**To do**.
Write out each line exactly as given. Leave the pictures out of your copy.

====== Information supplied ======

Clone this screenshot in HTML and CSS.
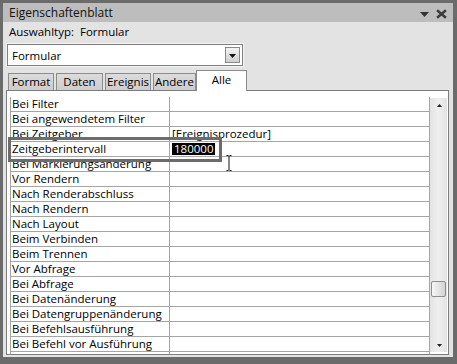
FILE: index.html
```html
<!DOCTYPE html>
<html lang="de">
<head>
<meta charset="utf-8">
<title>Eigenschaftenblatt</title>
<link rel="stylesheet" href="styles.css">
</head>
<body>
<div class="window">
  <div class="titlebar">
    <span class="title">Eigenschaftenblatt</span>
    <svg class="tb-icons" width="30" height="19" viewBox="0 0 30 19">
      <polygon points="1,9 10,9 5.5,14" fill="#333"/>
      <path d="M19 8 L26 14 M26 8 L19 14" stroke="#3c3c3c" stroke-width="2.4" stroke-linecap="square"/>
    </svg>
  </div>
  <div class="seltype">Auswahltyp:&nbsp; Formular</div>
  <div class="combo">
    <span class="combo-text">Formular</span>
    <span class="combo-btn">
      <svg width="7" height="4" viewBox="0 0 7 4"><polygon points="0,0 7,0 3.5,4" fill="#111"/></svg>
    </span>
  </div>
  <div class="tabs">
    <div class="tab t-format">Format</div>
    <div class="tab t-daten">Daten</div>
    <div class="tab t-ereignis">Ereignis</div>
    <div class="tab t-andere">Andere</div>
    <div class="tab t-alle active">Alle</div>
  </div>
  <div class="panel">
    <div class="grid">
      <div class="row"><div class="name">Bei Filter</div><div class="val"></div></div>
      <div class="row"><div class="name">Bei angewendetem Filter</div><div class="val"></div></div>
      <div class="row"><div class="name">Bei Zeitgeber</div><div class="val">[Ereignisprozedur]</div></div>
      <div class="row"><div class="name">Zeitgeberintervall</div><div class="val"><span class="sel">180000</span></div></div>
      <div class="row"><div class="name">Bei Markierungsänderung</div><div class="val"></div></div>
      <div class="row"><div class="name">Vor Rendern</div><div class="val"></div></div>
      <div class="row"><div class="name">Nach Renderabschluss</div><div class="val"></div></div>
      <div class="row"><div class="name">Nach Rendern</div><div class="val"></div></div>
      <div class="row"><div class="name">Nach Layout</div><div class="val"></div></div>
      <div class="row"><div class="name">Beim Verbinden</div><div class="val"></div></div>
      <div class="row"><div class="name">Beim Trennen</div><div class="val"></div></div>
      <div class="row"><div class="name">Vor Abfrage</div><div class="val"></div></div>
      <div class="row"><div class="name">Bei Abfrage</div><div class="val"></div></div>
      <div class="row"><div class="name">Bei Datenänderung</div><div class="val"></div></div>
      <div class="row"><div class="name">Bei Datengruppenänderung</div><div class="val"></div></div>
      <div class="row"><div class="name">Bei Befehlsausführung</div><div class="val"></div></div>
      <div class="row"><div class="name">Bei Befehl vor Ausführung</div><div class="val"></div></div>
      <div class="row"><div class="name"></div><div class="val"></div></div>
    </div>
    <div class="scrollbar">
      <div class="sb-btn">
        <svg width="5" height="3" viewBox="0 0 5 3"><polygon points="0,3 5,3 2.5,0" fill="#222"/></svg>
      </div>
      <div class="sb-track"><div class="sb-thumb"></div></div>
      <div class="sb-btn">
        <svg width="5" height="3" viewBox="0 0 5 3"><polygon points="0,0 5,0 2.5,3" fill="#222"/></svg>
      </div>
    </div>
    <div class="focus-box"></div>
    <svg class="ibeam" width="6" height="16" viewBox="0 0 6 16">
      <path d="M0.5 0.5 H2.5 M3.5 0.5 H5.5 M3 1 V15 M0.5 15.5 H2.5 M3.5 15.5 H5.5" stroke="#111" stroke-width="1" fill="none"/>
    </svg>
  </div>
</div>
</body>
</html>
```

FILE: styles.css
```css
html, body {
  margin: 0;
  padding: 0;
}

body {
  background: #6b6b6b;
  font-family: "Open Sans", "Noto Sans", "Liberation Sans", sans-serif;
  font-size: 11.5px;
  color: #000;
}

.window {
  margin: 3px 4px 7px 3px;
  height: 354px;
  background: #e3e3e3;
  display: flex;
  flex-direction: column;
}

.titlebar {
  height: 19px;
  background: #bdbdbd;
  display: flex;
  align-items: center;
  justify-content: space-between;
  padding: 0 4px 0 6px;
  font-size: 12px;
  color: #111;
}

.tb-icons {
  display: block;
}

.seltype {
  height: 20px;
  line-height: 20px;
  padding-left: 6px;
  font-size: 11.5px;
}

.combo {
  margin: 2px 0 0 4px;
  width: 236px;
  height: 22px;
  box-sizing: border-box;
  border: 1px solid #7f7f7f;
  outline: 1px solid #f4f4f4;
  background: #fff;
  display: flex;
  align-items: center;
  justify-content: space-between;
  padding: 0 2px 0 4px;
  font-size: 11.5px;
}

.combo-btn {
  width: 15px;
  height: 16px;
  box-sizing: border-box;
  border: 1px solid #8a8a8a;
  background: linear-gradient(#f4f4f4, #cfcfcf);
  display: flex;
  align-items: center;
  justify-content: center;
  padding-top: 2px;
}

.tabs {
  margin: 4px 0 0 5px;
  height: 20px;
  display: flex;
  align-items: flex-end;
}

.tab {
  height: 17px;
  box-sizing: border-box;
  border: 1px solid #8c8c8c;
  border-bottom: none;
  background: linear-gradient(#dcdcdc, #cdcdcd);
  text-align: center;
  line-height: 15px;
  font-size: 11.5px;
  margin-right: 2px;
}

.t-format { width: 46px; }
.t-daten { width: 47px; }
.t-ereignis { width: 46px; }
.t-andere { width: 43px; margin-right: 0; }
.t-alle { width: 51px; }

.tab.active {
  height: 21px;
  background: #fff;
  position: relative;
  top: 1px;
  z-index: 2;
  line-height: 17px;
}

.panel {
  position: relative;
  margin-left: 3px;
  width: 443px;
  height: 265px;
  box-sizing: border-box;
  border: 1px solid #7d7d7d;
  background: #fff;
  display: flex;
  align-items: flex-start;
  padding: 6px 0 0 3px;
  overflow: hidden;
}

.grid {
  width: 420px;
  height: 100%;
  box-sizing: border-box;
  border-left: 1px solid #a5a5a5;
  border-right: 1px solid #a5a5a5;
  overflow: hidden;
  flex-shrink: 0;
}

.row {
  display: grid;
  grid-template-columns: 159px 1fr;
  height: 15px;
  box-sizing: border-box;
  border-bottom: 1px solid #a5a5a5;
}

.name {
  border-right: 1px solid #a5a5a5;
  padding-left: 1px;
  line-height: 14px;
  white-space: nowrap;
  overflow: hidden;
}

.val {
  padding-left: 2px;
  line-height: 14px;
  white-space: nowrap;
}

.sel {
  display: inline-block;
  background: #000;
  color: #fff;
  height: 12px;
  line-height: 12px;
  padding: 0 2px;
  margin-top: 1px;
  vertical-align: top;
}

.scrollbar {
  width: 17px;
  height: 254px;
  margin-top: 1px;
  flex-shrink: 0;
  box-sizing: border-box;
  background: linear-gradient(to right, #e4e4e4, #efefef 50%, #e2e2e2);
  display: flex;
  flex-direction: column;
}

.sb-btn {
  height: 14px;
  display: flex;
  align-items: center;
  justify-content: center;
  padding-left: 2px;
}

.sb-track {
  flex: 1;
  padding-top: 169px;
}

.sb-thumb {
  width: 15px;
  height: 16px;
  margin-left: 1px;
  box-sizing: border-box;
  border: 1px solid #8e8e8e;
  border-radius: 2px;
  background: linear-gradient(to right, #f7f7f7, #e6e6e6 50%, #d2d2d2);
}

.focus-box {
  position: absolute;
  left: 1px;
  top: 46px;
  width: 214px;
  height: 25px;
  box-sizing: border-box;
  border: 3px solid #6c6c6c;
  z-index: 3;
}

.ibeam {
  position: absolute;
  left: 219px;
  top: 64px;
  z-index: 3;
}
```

======

**Solution to this exercise**.
Clone this screenshot in HTML and CSS.
FILE: index.html
```html
<!DOCTYPE html>
<html lang="de">
<head>
<meta charset="utf-8">
<title>Eigenschaftenblatt</title>
<link rel="stylesheet" href="styles.css">
</head>
<body>
<div class="window">
  <div class="titlebar">
    <span class="title">Eigenschaftenblatt</span>
    <svg class="tb-icons" width="30" height="19" viewBox="0 0 30 19">
      <polygon points="1,9 10,9 5.5,14" fill="#333"/>
      <path d="M19 8 L26 14 M26 8 L19 14" stroke="#3c3c3c" stroke-width="2.4" stroke-linecap="square"/>
    </svg>
  </div>
  <div class="seltype">Auswahltyp:&nbsp; Formular</div>
  <div class="combo">
    <span class="combo-text">Formular</span>
    <span class="combo-btn">
      <svg width="7" height="4" viewBox="0 0 7 4"><polygon points="0,0 7,0 3.5,4" fill="#111"/></svg>
    </span>
  </div>
  <div class="tabs">
    <div class="tab t-format">Format</div>
    <div class="tab t-daten">Daten</div>
    <div class="tab t-ereignis">Ereignis</div>
    <div class="tab t-andere">Andere</div>
    <div class="tab t-alle active">Alle</div>
  </div>
  <div class="panel">
    <div class="grid">
      <div class="row"><div class="name">Bei Filter</div><div class="val"></div></div>
      <div class="row"><div class="name">Bei angewendetem Filter</div><div class="val"></div></div>
      <div class="row"><div class="name">Bei Zeitgeber</div><div class="val">[Ereignisprozedur]</div></div>
      <div class="row"><div class="name">Zeitgeberintervall</div><div class="val"><span class="sel">180000</span></div></div>
      <div class="row"><div class="name">Bei Markierungsänderung</div><div class="val"></div></div>
      <div class="row"><div class="name">Vor Rendern</div><div class="val"></div></div>
      <div class="row"><div class="name">Nach Renderabschluss</div><div class="val"></div></div>
      <div class="row"><div class="name">Nach Rendern</div><div class="val"></div></div>
      <div class="row"><div class="name">Nach Layout</div><div class="val"></div></div>
      <div class="row"><div class="name">Beim Verbinden</div><div class="val"></div></div>
      <div class="row"><div class="name">Beim Trennen</div><div class="val"></div></div>
      <div class="row"><div class="name">Vor Abfrage</div><div class="val"></div></div>
      <div class="row"><div class="name">Bei Abfrage</div><div class="val"></div></div>
      <div class="row"><div class="name">Bei Datenänderung</div><div class="val"></div></div>
      <div class="row"><div class="name">Bei Datengruppenänderung</div><div class="val"></div></div>
      <div class="row"><div class="name">Bei Befehlsausführung</div><div class="val"></div></div>
      <div class="row"><div class="name">Bei Befehl vor Ausführung</div><div class="val"></div></div>
      <div class="row"><div class="name"></div><div class="val"></div></div>
    </div>
    <div class="scrollbar">
      <div class="sb-btn">
        <svg width="5" height="3" viewBox="0 0 5 3"><polygon points="0,3 5,3 2.5,0" fill="#222"/></svg>
      </div>
      <div class="sb-track"><div class="sb-thumb"></div></div>
      <div class="sb-btn">
        <svg width="5" height="3" viewBox="0 0 5 3"><polygon points="0,0 5,0 2.5,3" fill="#222"/></svg>
      </div>
    </div>
    <div class="focus-box"></div>
    <svg class="ibeam" width="6" height="16" viewBox="0 0 6 16">
      <path d="M0.5 0.5 H2.5 M3.5 0.5 H5.5 M3 1 V15 M0.5 15.5 H2.5 M3.5 15.5 H5.5" stroke="#111" stroke-width="1" fill="none"/>
    </svg>
  </div>
</div>
</body>
</html>
```

FILE: styles.css
```css
html, body {
  margin: 0;
  padding: 0;
}

body {
  background: #6b6b6b;
  font-family: "Open Sans", "Noto Sans", "Liberation Sans", sans-serif;
  font-size: 11.5px;
  color: #000;
}

.window {
  margin: 3px 4px 7px 3px;
  height: 354px;
  background: #e3e3e3;
  display: flex;
  flex-direction: column;
}

.titlebar {
  height: 19px;
  background: #bdbdbd;
  display: flex;
  align-items: center;
  justify-content: space-between;
  padding: 0 4px 0 6px;
  font-size: 12px;
  color: #111;
}

.tb-icons {
  display: block;
}

.seltype {
  height: 20px;
  line-height: 20px;
  padding-left: 6px;
  font-size: 11.5px;
}

.combo {
  margin: 2px 0 0 4px;
  width: 236px;
  height: 22px;
  box-sizing: border-box;
  border: 1px solid #7f7f7f;
  outline: 1px solid #f4f4f4;
  background: #fff;
  display: flex;
  align-items: center;
  justify-content: space-between;
  padding: 0 2px 0 4px;
  font-size: 11.5px;
}

.combo-btn {
  width: 15px;
  height: 16px;
  box-sizing: border-box;
  border: 1px solid #8a8a8a;
  background: linear-gradient(#f4f4f4, #cfcfcf);
  display: flex;
  align-items: center;
  justify-content: center;
  padding-top: 2px;
}

.tabs {
  margin: 4px 0 0 5px;
  height: 20px;
  display: flex;
  align-items: flex-end;
}

.tab {
  height: 17px;
  box-sizing: border-box;
  border: 1px solid #8c8c8c;
  border-bottom: none;
  background: linear-gradient(#dcdcdc, #cdcdcd);
  text-align: center;
  line-height: 15px;
  font-size: 11.5px;
  margin-right: 2px;
}

.t-format { width: 46px; }
.t-daten { width: 47px; }
.t-ereignis { width: 46px; }
.t-andere { width: 43px; margin-right: 0; }
.t-alle { width: 51px; }

.tab.active {
  height: 21px;
  background: #fff;
  position: relative;
  top: 1px;
  z-index: 2;
  line-height: 17px;
}

.panel {
  position: relative;
  margin-left: 3px;
  width: 443px;
  height: 265px;
  box-sizing: border-box;
  border: 1px solid #7d7d7d;
  background: #fff;
  display: flex;
  align-items: flex-start;
  padding: 6px 0 0 3px;
  overflow: hidden;
}

.grid {
  width: 420px;
  height: 100%;
  box-sizing: border-box;
  border-left: 1px solid #a5a5a5;
  border-right: 1px solid #a5a5a5;
  overflow: hidden;
  flex-shrink: 0;
}

.row {
  display: grid;
  grid-template-columns: 159px 1fr;
  height: 15px;
  box-sizing: border-box;
  border-bottom: 1px solid #a5a5a5;
}

.name {
  border-right: 1px solid #a5a5a5;
  padding-left: 1px;
  line-height: 14px;
  white-space: nowrap;
  overflow: hidden;
}

.val {
  padding-left: 2px;
  line-height: 14px;
  white-space: nowrap;
}

.sel {
  display: inline-block;
  background: #000;
  color: #fff;
  height: 12px;
  line-height: 12px;
  padding: 0 2px;
  margin-top: 1px;
  vertical-align: top;
}

.scrollbar {
  width: 17px;
  height: 254px;
  margin-top: 1px;
  flex-shrink: 0;
  box-sizing: border-box;
  background: linear-gradient(to right, #e4e4e4, #efefef 50%, #e2e2e2);
  display: flex;
  flex-direction: column;
}

.sb-btn {
  height: 14px;
  display: flex;
  align-items: center;
  justify-content: center;
  padding-left: 2px;
}

.sb-track {
  flex: 1;
  padding-top: 169px;
}

.sb-thumb {
  width: 15px;
  height: 16px;
  margin-left: 1px;
  box-sizing: border-box;
  border: 1px solid #8e8e8e;
  border-radius: 2px;
  background: linear-gradient(to right, #f7f7f7, #e6e6e6 50%, #d2d2d2);
}

.focus-box {
  position: absolute;
  left: 1px;
  top: 46px;
  width: 214px;
  height: 25px;
  box-sizing: border-box;
  border: 3px solid #6c6c6c;
  z-index: 3;
}

.ibeam {
  position: absolute;
  left: 219px;
  top: 64px;
  z-index: 3;
}
```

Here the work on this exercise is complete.